Workers’ Party chief Low Thia Khiang drew sharp criticism from Minister for Education (Schools) and Second Minister for Transport Ng Chee Meng who said that he found himself “increasingly baffled” by Low’s comments on the timing of the GST hike announcement.
Calling this year’s Budget a forward-looking one that anchors Singapore firmly in the future, Low praised how the Government accurately identified how Asia will play a larger role in the global economy and how new technologies will play an increasingly pivotal part in the future.
While appreciating the “Government’s vision statements and the articulation of how Singapore should strategically position itself in the new era,” Low asserted that the government’s announcement of the impending GST hike is premature, calling it an “unnecessary distraction”:
“The unfortunate thing about this budget is that it is looking forward too hastily for future revenue streams by prematurely announcing the GST hike.
“This has become an unnecessary distraction from the vision articulated in this Budget, and is a real distraction, causing the Government to lose its focus in getting buy-in for the vision, because it has to explain the future GST hike instead.”
He urged the Government to not let the opportunity to lead Singapore with this vision “go to waste”.
Low’s remarks prompted a “baffled” Ng, who did not intend to speak, to respond:
“I hear across the different speeches that they essentially agree with the many programmes proposed in the Budget.
“In fact, they want the Government to do more: In education, to take care of the elderly, doing more for women, more for the disadvantaged. And in one member’s speech, she focused her speech on inequalities and emphasised that inequality is a threat to our nation, that we have to ‘take concrete steps to remedy it’.”
“The Workers Party agrees with many of the Budget proposals. Mr Low Thia Khiang agrees that this is a forward-looking Budget to anchor Singapore firmly into the future, but yet the Workers’ Party says that the GST is a distraction.”
Asserting that he believes the Government has put together a “concrete, forward-looking Budget so that we can resource all these programmes for Singaporeans,” Ng added:
“Yet after all the speeches I have listened carefully to in the chamber, the Workers’ Party thinks that finding the way to fund all these programmes is a distraction.
“They agree with the programmes but talking about how to fund these programmes is a distraction. I find it baffling. I think it is critical, I think it is honest, I think it is right that we outline to Singaporeans how we intend to chart Singapore’s future forward in a sustainable manner.”
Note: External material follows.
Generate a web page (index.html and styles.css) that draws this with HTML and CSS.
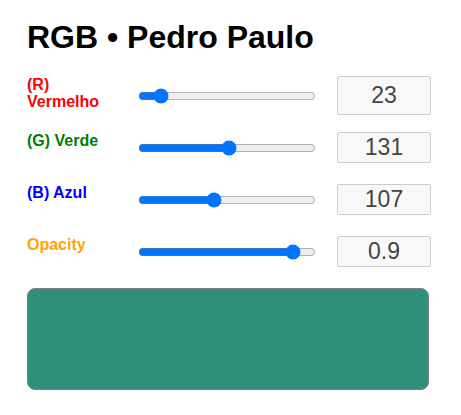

Low clarified that his Party has not suggested the Government will have to pay for everything without exploring other funding avenues and reiterated that he thought that the most important part of Budget 2018 was about anchoring Singapore. He added:
“You can announce the intended two percent GST increase (between 2021 and 2025) anytime…We can have a full debate here, but I wonder whether is it better to announce it separately and debate it here or (debate it as part of) the budget.
“What we are saying and we are questioning whether or not is there any other avenue to look at instead of raising GST because it affects a lot of people, and we are looking at whether there are possibility of other revenue (streams) as some MPs have spoken on,” Mr Low said.
“My point was that this is basically an important Budget, and a Budget which is more looking forward to the future, but that the GST increase can be a distraction because then we end up debating on whether there is a need to increase GST.”
Quoting Low’s remarks during the Committee of Supply debate last year, Ng responded:
“I quote ‘I hope he – meaning the Minister of Finance – can be upfront with Singaporeans now so that they are not blindsided by the Government as they were with the sudden 30 per cent increase in water prices’.
“You can’t have your cake and eat it.”
Low responded that he did not say that the authorities need to “hide the intended increase in GST”. He said:
“By all means announce it well before you increase. It’s good to announce it before-hand. But the question is whether or not you need to announce it with this Budget – that is another issue.”
Low ended the exchange, tongue in cheek, by offering that the GST hike could be debated during the rallies at the next General Election – which must be called by 15 Jan 2021 – drawing laughs from the chamber.